La modernité américaine alterne entre génie technique (Benjamin Franklin, les laboratoires d’excellence, les prix Nobel naturalisés) et résurgence d’obscurantismes (le créationnisme est revendiqué par 40% des Américains). Dans ce contexte, Trump exploite un ressentiment ancien : l’expertise serait une forme de domination, opposée au “bon sens” populaire.

Un exemple frappant : la voiture. Le pick-up truck est perçu, dans certaines régions rurales, comme un symbole ultime de liberté.
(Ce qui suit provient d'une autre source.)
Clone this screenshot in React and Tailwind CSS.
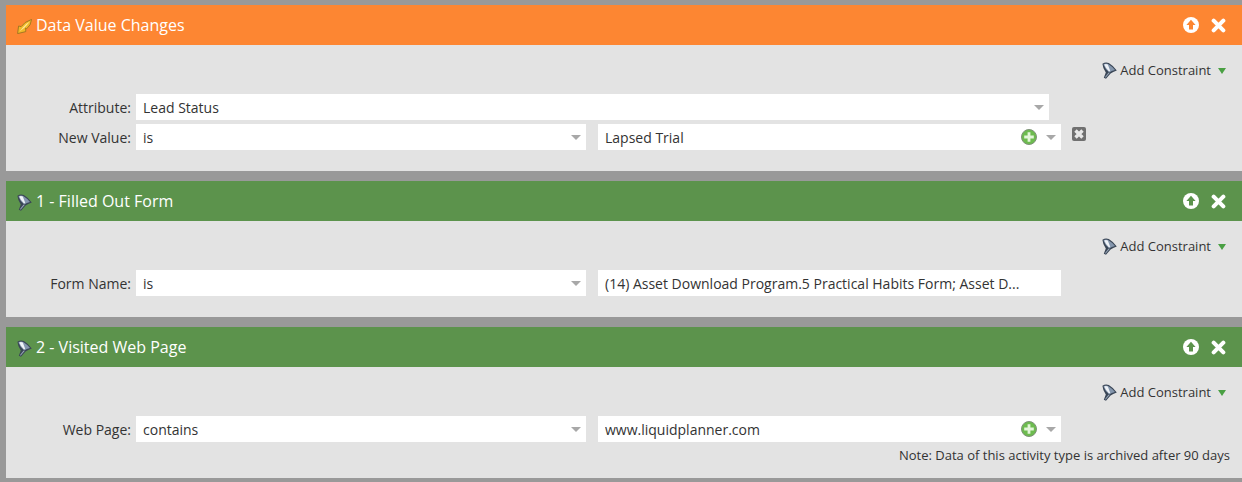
function Funnel({ className = "" }) {
  return (
    <svg viewBox="0 0 15 17" className={className}>
      <path d="M0.4 1.8 Q3.5 -0.4 6.8 1 Q11.8 4 14.8 8.4 Q10.8 9.8 8.6 11.4 L4 16.8 L1.8 15.8 L3.8 10.6 Q0.8 6.4 0.4 1.8 Z" fill="#3a4656" />
      <path d="M1.4 2.4 Q3.5 1 6.2 2 Q10.4 4.6 13 8 Q9.4 8.8 7.4 10.4 Q3 7 1.4 2.4 Z" fill="#8496ad" />
      <path d="M2.2 2.4 Q4.2 1.6 5.8 2.6 L8.2 8.8 L7 9.6 Q3.8 6.4 2.2 2.4 Z" fill="#eef2f7" />
      <path d="M6.6 10.6 L7.6 11 L3.8 15.6 L2.9 15.2 Z" fill="#9aa8ba" />
    </svg>
  );
}

function Pencil({ className = "" }) {
  return (
    <svg viewBox="0 0 15 15" className={className}>
      <path d="M0.6 14.6 L1.6 7 L4.2 7.6 Q7 3 14.6 0.4 Q14 6.6 9.6 9.8 L8.6 9 L8.8 12.6 Z" fill="#f2b92a" stroke="#9c7420" strokeWidth="0.9" strokeLinejoin="round" />
      <path d="M2.6 12.4 L5.8 8.4 Q8.6 4.8 12.8 2.4 Q10 6 7.4 8.8 Z" fill="#fdeb9a" />
    </svg>
  );
}

function Up() {
  return (
    <svg viewBox="0 0 16 16" className="w-4 h-4">
      <circle cx="8" cy="8" r="8" fill="#fff" />
      <path d="M8 2.8 L12.6 8 H10 V12.6 H6 V8 H3.4 Z" fill="var(--h)" />
    </svg>
  );
}

function Close() {
  return (
    <svg viewBox="0 0 14 14" className="w-[15px] h-[15px]">
      <path d="M2.5 2.5 L11.5 11.5 M11.5 2.5 L2.5 11.5" stroke="#fff" strokeWidth="3.8" strokeLinecap="round" />
    </svg>
  );
}

function Plus() {
  return (
    <svg viewBox="0 0 16 16" className="w-4 h-4">
      <circle cx="8" cy="8" r="7.5" fill="#6dbb4f" stroke="#7f9279" strokeWidth="1" />
      <path d="M8 3.2 V12.8 M3.2 8 H12.8" stroke="#e4f6da" strokeWidth="2.8" />
    </svg>
  );
}

function Caret() {
  return <span className="w-0 h-0 border-x-[5px] border-x-transparent border-t-[5px] border-t-[#a8a8a8]" />;
}

function Field({ width, text, plus }) {
  return (
    <div className={`${width} h-[26px] bg-white flex items-center pl-[7px] pr-[5px]`}>
      <span className="flex-1 text-[14px] text-[#333333] truncate">{text}</span>
      {plus && <span className="mr-[9px] flex"><Plus /></span>}
      {plus !== undefined && <Caret />}
    </div>
  );
}

function AddConstraint() {
  return (
    <div className="h-[20px] flex items-center justify-end pr-[16px] pt-[1px]">
      <Funnel className="w-[15px] h-[17px] mr-[3px]" />
      <span className="text-[13px] text-[#333333]">Add Constraint</span>
      <span className="ml-[7px] w-0 h-0 border-x-[4px] border-x-transparent border-t-[6px] border-t-[#4aa043]" />
    </div>
  );
}

function Label({ children }) {
  return <div className="w-[125px] text-right text-[14px] text-[#333333]">{children}</div>;
}

function Card({ title, icon, headerClass, hColor, children }) {
  return (
    <section className="ml-[6px]">
      <header
        className={`h-10 flex items-center pl-[11px] pr-[16px] ${headerClass}`}
        style={{ "--h": hColor }}
      >
        <span className="w-[19px] flex">{icon}</span>
        <h2 className="flex-1 text-[16px] text-white font-normal">{title}</h2>
        <div className="flex items-center gap-[12px]"><Up /><Close /></div>
      </header>
      <div className="bg-[#e3e3e3]">{children}</div>
    </section>
  );
}

export default function App() {
  return (
    <div className="w-[1242px] h-[482px] overflow-hidden bg-[#999999] pt-[5px] flex flex-col gap-[10px]" style={{ fontFamily: '"Open Sans", sans-serif' }}>
      <Card title="Data Value Changes" headerClass="bg-[#fd8632]" hColor="#fd8632" icon={<Pencil className="w-[15px] h-[15px] mt-[3px]" />}>
        <div className="h-[126px] pt-[15px]">
          <AddConstraint />
          <div className="mt-[14px] flex flex-col gap-1">
            <div className="flex items-center gap-[5px]">
              <Label>Attribute:</Label>
              <Field width="w-[913px]" text="Lead Status" plus={false} />
            </div>
            <div className="flex items-center gap-[5px]">
              <Label>New Value:</Label>
              <Field width="w-[450px]" text="is" plus={false} />
              <div className="ml-[7px]"><Field width="w-[463px]" text="Lapsed Trial" plus={true} /></div>
              <span className="ml-[6px] mb-[6px] w-[14px] h-[14px] rounded-[2px] bg-[#707070] flex items-center justify-center">
                <svg viewBox="0 0 12 12" className="w-[12px] h-[12px]"><path d="M2.5 2.5 L9.5 9.5 M9.5 2.5 L2.5 9.5" stroke="#e8e8e8" strokeWidth="3.4" /></svg>
              </span>
            </div>
          </div>
        </div>
      </Card>
      <Card title="1 - Filled Out Form" headerClass="bg-[#5c934c]" hColor="#5c934c" icon={<Funnel className="w-[15px] h-[17px] mt-[2px]" />}>
        <div className="h-[96px] pt-[15px]">
          <AddConstraint />
          <div className="mt-[14px] flex items-center gap-[5px]">
            <Label>Form Name:</Label>
            <Field width="w-[450px]" text="is" plus={false} />
            <div className="ml-[7px]"><Field width="w-[463px]" text="(14) Asset Download Program.5 Practical Habits Form; Asset D..." /></div>
          </div>
        </div>
      </Card>
      <Card title="2 - Visited Web Page" headerClass="bg-[#5c934c]" hColor="#5c934c" icon={<Funnel className="w-[15px] h-[17px] mt-[2px]" />}>
        <div className="h-[111px] pt-[15px]">
          <AddConstraint />
          <div className="mt-[14px] flex items-center gap-[5px]">
            <Label>Web Page:</Label>
            <Field width="w-[450px]" text="contains" plus={false} />
            <div className="ml-[7px]"><Field width="w-[463px]" text="www.liquidplanner.com" plus={true} /></div>
          </div>
          <p className="mt-[4px] pr-[12px] text-right text-[13px] leading-[18px] text-[#333333]">Note: Data of this activity type is archived after 90 days</p>
        </div>
      </Card>
    </div>
  );
}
Toute injonction écologique remettant en question ce mode de vie est ressentie comme une menace existentielle.

Universités, “wokisme” et réductionnisme politique

L’assimilation des sciences sociales au “wokisme” est devenue une arme rhétorique de la droite populiste. Pour Trump et son entourage, toute pensée critique, toute remise en question du statu quo économique ou culturel, devient suspecte. La connaissance universitaire est caricaturée en idéologie. Et la division du champ politique en “camps ennemis” réduit l’espace du débat.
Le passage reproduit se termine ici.